Stated exercise – Emit the data below verbatim, stripping out any pictures.

··········

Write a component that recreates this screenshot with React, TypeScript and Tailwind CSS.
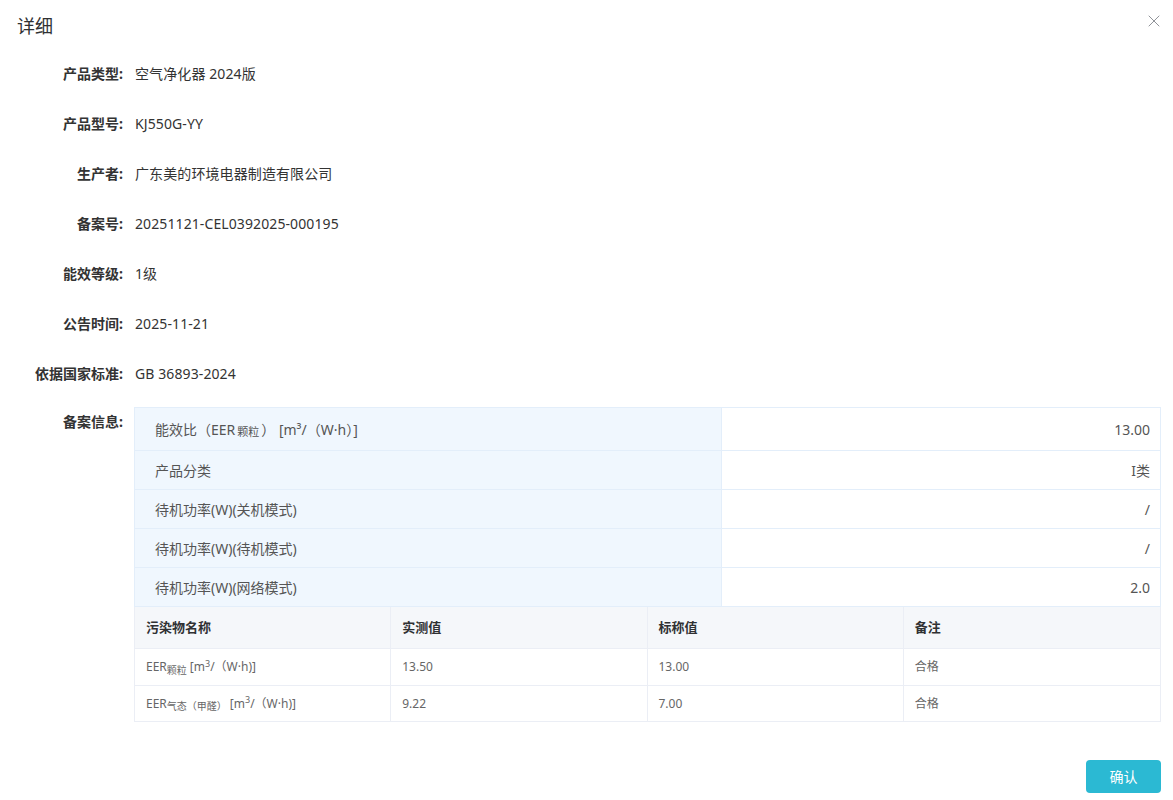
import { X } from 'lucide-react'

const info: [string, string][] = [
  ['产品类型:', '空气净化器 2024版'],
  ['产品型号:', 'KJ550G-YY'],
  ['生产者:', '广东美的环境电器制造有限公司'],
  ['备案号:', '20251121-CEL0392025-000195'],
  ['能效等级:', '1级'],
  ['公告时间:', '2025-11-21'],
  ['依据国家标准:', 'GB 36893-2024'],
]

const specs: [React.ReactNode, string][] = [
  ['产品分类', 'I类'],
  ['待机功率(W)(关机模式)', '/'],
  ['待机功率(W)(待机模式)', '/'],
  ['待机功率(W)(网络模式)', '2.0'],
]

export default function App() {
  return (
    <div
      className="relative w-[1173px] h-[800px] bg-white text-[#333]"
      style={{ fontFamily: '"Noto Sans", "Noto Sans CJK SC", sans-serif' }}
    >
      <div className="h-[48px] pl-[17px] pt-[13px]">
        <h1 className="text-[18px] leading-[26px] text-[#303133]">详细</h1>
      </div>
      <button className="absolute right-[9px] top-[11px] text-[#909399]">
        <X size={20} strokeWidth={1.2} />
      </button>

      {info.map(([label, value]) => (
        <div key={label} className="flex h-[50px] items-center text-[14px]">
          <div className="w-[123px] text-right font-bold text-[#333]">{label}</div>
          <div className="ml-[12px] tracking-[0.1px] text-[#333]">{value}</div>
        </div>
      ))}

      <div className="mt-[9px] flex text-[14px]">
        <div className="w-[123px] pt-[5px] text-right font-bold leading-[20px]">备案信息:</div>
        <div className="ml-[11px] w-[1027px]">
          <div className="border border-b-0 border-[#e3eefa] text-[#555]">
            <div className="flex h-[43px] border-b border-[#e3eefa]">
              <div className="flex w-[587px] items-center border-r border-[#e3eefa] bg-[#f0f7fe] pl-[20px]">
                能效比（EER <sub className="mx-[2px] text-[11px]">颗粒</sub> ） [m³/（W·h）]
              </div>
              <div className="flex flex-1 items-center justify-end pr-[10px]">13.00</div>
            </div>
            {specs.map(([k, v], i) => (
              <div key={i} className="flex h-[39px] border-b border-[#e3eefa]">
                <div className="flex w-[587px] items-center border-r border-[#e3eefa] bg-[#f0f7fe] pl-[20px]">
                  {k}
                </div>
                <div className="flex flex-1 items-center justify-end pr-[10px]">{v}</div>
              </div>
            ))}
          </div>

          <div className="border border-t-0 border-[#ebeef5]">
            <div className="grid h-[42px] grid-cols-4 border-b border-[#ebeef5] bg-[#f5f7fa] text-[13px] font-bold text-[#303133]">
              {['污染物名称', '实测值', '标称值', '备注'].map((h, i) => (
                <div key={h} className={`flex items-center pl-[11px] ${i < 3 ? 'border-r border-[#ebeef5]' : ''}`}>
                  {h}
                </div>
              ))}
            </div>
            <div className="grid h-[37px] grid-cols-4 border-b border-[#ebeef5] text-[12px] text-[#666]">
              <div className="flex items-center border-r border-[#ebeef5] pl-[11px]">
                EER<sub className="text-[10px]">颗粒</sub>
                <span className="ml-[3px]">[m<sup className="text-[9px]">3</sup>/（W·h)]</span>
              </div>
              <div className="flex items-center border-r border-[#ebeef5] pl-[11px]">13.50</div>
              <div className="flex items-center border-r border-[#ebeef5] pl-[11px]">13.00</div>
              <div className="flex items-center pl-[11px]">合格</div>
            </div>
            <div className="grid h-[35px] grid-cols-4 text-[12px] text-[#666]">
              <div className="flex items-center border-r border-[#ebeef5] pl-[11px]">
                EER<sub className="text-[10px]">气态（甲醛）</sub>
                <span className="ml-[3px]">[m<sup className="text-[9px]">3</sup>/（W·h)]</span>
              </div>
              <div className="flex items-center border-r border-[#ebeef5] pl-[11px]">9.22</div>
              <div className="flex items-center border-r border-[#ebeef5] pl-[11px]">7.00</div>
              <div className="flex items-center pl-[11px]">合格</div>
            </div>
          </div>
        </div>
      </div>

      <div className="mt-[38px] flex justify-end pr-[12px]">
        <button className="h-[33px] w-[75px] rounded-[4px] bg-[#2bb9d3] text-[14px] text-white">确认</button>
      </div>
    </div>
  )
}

··········

Task answer –
Write a component that recreates this screenshot with React, TypeScript and Tailwind CSS.
import { X } from 'lucide-react'

const info: [string, string][] = [
  ['产品类型:', '空气净化器 2024版'],
  ['产品型号:', 'KJ550G-YY'],
  ['生产者:', '广东美的环境电器制造有限公司'],
  ['备案号:', '20251121-CEL0392025-000195'],
  ['能效等级:', '1级'],
  ['公告时间:', '2025-11-21'],
  ['依据国家标准:', 'GB 36893-2024'],
]

const specs: [React.ReactNode, string][] = [
  ['产品分类', 'I类'],
  ['待机功率(W)(关机模式)', '/'],
  ['待机功率(W)(待机模式)', '/'],
  ['待机功率(W)(网络模式)', '2.0'],
]

export default function App() {
  return (
    <div
      className="relative w-[1173px] h-[800px] bg-white text-[#333]"
      style={{ fontFamily: '"Noto Sans", "Noto Sans CJK SC", sans-serif' }}
    >
      <div className="h-[48px] pl-[17px] pt-[13px]">
        <h1 className="text-[18px] leading-[26px] text-[#303133]">详细</h1>
      </div>
      <button className="absolute right-[9px] top-[11px] text-[#909399]">
        <X size={20} strokeWidth={1.2} />
      </button>

      {info.map(([label, value]) => (
        <div key={label} className="flex h-[50px] items-center text-[14px]">
          <div className="w-[123px] text-right font-bold text-[#333]">{label}</div>
          <div className="ml-[12px] tracking-[0.1px] text-[#333]">{value}</div>
        </div>
      ))}

      <div className="mt-[9px] flex text-[14px]">
        <div className="w-[123px] pt-[5px] text-right font-bold leading-[20px]">备案信息:</div>
        <div className="ml-[11px] w-[1027px]">
          <div className="border border-b-0 border-[#e3eefa] text-[#555]">
            <div className="flex h-[43px] border-b border-[#e3eefa]">
              <div className="flex w-[587px] items-center border-r border-[#e3eefa] bg-[#f0f7fe] pl-[20px]">
                能效比（EER <sub className="mx-[2px] text-[11px]">颗粒</sub> ） [m³/（W·h）]
              </div>
              <div className="flex flex-1 items-center justify-end pr-[10px]">13.00</div>
            </div>
            {specs.map(([k, v], i) => (
              <div key={i} className="flex h-[39px] border-b border-[#e3eefa]">
                <div className="flex w-[587px] items-center border-r border-[#e3eefa] bg-[#f0f7fe] pl-[20px]">
                  {k}
                </div>
                <div className="flex flex-1 items-center justify-end pr-[10px]">{v}</div>
              </div>
            ))}
          </div>

          <div className="border border-t-0 border-[#ebeef5]">
            <div className="grid h-[42px] grid-cols-4 border-b border-[#ebeef5] bg-[#f5f7fa] text-[13px] font-bold text-[#303133]">
              {['污染物名称', '实测值', '标称值', '备注'].map((h, i) => (
                <div key={h} className={`flex items-center pl-[11px] ${i < 3 ? 'border-r border-[#ebeef5]' : ''}`}>
                  {h}
                </div>
              ))}
            </div>
            <div className="grid h-[37px] grid-cols-4 border-b border-[#ebeef5] text-[12px] text-[#666]">
              <div className="flex items-center border-r border-[#ebeef5] pl-[11px]">
                EER<sub className="text-[10px]">颗粒</sub>
                <span className="ml-[3px]">[m<sup className="text-[9px]">3</sup>/（W·h)]</span>
              </div>
              <div className="flex items-center border-r border-[#ebeef5] pl-[11px]">13.50</div>
              <div className="flex items-center border-r border-[#ebeef5] pl-[11px]">13.00</div>
              <div className="flex items-center pl-[11px]">合格</div>
            </div>
            <div className="grid h-[35px] grid-cols-4 text-[12px] text-[#666]">
              <div className="flex items-center border-r border-[#ebeef5] pl-[11px]">
                EER<sub className="text-[10px]">气态（甲醛）</sub>
                <span className="ml-[3px]">[m<sup className="text-[9px]">3</sup>/（W·h)]</span>
              </div>
              <div className="flex items-center border-r border-[#ebeef5] pl-[11px]">9.22</div>
              <div className="flex items-center border-r border-[#ebeef5] pl-[11px]">7.00</div>
              <div className="flex items-center pl-[11px]">合格</div>
            </div>
          </div>
        </div>
      </div>

      <div className="mt-[38px] flex justify-end pr-[12px]">
        <button className="h-[33px] w-[75px] rounded-[4px] bg-[#2bb9d3] text-[14px] text-white">确认</button>
      </div>
    </div>
  )
}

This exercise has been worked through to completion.